____ Provided material

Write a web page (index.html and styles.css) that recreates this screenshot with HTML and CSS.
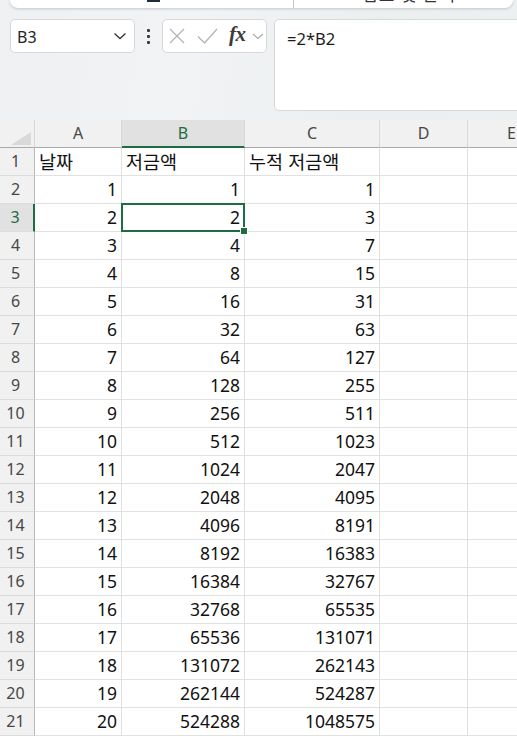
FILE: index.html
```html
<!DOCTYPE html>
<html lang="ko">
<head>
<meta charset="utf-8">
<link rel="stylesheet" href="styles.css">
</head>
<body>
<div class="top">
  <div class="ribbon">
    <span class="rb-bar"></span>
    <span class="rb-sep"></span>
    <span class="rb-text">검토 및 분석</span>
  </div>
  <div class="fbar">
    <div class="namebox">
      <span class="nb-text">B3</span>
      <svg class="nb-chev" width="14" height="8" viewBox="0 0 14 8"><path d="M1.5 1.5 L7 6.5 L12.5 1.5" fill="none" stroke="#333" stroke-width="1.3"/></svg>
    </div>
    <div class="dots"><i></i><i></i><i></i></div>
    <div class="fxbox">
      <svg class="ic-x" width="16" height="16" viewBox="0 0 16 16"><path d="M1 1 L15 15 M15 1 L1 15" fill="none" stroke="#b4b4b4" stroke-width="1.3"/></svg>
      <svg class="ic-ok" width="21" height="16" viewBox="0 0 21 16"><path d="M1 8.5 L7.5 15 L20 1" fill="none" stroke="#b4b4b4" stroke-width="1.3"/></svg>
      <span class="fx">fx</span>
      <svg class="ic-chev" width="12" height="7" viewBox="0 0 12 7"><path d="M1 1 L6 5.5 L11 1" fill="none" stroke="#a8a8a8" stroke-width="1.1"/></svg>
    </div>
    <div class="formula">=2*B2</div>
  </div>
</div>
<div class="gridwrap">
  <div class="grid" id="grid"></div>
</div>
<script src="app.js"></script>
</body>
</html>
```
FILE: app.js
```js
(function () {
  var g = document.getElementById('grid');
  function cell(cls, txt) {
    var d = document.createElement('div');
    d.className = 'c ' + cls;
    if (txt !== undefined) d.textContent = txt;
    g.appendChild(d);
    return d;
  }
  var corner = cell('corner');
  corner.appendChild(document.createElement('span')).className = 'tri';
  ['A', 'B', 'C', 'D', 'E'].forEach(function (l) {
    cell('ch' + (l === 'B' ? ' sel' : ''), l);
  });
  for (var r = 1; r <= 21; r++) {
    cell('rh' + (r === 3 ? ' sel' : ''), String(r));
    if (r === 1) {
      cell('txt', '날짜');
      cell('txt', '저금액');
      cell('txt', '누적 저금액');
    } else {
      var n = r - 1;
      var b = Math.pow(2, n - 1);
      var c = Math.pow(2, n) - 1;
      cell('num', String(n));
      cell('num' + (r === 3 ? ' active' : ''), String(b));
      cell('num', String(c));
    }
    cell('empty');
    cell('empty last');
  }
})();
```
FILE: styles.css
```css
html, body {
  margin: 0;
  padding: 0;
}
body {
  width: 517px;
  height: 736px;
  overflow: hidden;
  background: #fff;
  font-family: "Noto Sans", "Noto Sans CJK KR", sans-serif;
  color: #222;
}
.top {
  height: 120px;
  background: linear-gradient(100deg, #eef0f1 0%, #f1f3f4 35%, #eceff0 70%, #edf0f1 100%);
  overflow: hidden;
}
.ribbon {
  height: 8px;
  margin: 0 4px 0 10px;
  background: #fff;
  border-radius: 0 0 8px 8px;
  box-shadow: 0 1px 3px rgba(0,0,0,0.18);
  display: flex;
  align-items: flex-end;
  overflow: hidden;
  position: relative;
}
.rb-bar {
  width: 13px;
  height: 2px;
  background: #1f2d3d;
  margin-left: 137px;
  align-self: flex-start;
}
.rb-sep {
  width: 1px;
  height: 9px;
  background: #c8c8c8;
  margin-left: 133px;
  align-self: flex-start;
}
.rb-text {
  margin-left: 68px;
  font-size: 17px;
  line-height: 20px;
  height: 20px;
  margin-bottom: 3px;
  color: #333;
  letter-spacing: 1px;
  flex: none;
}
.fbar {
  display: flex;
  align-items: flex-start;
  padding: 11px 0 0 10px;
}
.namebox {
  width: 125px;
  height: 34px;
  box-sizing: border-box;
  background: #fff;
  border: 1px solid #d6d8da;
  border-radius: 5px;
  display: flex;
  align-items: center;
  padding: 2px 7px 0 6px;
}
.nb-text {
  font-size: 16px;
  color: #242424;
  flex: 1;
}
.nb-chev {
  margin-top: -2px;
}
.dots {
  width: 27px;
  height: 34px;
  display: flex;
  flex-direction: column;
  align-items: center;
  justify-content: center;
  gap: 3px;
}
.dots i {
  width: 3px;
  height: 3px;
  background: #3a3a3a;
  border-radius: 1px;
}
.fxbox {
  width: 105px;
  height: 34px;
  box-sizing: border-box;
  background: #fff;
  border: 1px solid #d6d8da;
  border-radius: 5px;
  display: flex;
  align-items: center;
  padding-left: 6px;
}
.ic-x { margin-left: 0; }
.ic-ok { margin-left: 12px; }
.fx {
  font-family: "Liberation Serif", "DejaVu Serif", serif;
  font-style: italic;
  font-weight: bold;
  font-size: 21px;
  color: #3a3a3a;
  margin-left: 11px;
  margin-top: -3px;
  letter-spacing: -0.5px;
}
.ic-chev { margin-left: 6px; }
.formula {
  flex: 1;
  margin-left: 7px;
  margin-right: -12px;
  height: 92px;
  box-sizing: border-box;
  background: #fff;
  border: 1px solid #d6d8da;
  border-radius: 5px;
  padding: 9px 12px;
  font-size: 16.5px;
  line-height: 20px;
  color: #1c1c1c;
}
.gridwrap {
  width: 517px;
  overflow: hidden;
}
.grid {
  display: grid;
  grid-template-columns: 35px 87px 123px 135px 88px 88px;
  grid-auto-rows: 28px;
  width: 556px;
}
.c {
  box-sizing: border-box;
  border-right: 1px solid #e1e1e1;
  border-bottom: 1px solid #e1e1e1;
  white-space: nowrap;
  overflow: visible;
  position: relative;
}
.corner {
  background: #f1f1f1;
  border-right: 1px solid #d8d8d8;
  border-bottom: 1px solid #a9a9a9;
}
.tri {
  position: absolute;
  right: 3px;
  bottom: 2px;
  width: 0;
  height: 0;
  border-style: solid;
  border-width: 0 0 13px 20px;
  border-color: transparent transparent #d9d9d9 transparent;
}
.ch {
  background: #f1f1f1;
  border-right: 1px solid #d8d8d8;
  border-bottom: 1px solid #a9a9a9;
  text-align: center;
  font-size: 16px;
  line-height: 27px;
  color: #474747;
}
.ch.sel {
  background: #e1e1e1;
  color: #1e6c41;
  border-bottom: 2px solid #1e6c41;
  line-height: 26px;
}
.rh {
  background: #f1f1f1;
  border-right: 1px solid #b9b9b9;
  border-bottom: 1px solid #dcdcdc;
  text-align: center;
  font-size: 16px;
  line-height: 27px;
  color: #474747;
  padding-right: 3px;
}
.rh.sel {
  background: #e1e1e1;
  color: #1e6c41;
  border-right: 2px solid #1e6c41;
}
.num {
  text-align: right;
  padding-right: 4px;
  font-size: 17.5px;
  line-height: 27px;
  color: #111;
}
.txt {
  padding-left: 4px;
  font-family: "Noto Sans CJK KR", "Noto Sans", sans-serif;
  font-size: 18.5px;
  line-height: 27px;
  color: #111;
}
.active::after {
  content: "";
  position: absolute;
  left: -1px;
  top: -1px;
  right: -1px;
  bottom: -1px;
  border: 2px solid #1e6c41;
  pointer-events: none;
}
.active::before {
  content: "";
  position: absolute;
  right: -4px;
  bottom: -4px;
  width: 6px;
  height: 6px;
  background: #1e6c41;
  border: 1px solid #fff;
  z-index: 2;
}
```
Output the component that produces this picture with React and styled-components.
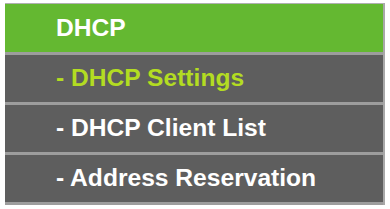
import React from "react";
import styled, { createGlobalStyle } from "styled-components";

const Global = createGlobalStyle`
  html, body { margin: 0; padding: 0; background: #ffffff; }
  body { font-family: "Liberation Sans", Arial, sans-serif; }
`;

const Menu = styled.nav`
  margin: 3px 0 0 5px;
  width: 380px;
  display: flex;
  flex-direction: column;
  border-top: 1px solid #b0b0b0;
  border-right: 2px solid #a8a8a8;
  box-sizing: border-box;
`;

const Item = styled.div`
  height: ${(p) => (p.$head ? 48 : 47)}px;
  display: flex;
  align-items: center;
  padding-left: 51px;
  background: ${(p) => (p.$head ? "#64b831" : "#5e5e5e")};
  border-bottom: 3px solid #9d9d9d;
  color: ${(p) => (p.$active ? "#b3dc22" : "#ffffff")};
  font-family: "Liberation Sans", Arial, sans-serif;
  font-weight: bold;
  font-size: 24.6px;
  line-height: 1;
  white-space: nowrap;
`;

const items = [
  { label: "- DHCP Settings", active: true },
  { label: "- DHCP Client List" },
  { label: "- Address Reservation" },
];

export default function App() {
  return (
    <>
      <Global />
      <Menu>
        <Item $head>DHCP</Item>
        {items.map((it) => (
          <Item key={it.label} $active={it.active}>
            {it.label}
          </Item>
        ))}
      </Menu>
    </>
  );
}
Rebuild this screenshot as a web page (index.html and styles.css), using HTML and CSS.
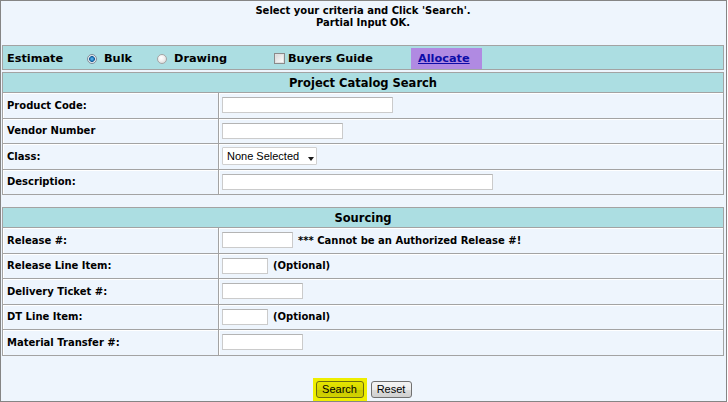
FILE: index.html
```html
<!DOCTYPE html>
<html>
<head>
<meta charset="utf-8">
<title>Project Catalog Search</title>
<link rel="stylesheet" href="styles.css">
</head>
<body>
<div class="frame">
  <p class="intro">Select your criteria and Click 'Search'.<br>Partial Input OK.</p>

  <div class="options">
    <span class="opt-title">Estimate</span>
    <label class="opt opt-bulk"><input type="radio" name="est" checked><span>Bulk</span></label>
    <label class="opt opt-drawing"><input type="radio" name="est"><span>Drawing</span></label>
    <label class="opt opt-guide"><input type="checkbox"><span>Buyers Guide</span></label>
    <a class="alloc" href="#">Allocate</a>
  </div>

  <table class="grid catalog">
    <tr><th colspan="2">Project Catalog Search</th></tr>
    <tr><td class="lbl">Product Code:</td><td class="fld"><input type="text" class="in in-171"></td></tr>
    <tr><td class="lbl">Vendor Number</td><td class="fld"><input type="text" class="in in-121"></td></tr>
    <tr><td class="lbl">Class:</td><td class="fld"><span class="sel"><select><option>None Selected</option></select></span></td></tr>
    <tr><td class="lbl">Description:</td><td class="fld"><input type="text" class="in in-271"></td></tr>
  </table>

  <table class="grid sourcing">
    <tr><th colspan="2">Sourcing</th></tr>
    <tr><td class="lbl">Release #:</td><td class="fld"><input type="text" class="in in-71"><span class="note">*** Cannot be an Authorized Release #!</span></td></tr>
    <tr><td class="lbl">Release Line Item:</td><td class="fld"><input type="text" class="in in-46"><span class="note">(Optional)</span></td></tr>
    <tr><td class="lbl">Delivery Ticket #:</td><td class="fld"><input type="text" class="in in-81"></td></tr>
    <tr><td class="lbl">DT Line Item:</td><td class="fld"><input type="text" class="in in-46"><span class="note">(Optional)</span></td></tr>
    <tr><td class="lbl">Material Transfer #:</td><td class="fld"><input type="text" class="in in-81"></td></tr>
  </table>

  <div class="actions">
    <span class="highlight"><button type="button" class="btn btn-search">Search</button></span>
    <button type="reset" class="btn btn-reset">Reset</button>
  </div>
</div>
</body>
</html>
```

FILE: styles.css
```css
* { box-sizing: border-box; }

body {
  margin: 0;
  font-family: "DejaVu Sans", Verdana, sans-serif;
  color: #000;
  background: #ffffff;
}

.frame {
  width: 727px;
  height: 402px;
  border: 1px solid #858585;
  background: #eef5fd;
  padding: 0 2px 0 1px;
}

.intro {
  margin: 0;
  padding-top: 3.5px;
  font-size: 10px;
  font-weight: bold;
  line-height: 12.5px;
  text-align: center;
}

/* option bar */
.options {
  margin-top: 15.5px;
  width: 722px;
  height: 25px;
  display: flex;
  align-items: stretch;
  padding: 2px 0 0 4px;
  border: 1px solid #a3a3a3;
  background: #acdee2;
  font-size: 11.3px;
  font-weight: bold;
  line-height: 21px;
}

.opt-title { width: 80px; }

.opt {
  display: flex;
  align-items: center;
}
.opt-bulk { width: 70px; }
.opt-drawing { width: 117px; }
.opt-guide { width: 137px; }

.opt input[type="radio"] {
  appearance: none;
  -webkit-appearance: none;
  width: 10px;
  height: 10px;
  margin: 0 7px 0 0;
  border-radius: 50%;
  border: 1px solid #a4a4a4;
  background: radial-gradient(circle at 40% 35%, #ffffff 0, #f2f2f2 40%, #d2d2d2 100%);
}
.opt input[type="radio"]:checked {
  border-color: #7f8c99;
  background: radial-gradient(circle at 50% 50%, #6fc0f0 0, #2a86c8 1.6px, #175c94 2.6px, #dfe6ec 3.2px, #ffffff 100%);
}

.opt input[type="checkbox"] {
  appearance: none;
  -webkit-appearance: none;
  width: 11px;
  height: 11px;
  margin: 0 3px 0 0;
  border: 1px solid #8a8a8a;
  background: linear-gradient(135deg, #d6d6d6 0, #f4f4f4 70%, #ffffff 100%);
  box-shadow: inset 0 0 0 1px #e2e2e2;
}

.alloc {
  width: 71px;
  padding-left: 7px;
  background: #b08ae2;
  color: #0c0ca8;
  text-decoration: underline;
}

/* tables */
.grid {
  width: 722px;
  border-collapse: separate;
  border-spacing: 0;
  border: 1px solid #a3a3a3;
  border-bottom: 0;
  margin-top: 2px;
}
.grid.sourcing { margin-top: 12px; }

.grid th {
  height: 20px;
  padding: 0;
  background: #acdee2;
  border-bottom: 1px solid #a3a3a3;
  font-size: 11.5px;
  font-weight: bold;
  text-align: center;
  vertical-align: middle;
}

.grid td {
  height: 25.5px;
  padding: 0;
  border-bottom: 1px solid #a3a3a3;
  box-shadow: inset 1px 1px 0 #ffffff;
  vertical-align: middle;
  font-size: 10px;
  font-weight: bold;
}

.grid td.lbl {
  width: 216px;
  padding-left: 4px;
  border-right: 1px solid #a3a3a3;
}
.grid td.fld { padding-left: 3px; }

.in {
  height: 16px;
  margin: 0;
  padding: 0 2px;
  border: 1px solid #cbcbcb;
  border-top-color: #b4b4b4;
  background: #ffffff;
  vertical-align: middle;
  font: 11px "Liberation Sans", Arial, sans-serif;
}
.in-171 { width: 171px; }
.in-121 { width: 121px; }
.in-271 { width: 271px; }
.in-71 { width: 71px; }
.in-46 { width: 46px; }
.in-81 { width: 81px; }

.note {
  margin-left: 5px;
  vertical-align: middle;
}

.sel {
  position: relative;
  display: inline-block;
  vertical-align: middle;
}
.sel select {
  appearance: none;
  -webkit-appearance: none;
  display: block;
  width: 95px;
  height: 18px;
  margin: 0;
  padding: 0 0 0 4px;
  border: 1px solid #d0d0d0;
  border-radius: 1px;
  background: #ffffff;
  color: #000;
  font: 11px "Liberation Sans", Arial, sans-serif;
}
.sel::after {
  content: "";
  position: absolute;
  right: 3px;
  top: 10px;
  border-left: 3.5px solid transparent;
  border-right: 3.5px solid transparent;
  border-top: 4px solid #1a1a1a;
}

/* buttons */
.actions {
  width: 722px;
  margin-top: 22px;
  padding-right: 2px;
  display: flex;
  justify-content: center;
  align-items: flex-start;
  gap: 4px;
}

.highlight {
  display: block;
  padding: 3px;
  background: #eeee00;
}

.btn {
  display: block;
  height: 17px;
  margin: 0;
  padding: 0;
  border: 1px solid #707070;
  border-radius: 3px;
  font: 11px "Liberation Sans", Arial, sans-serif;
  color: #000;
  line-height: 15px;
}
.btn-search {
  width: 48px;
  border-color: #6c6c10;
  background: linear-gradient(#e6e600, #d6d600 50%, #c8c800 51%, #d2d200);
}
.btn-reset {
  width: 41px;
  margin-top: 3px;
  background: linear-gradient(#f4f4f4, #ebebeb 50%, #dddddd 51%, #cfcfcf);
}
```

________

_What you are asked to do_
Filter the listing above for the string "components" and copy every matching line.

_Written reply_
Output the component that produces this picture with React and styled-components.
import styled, { createGlobalStyle } from "styled-components";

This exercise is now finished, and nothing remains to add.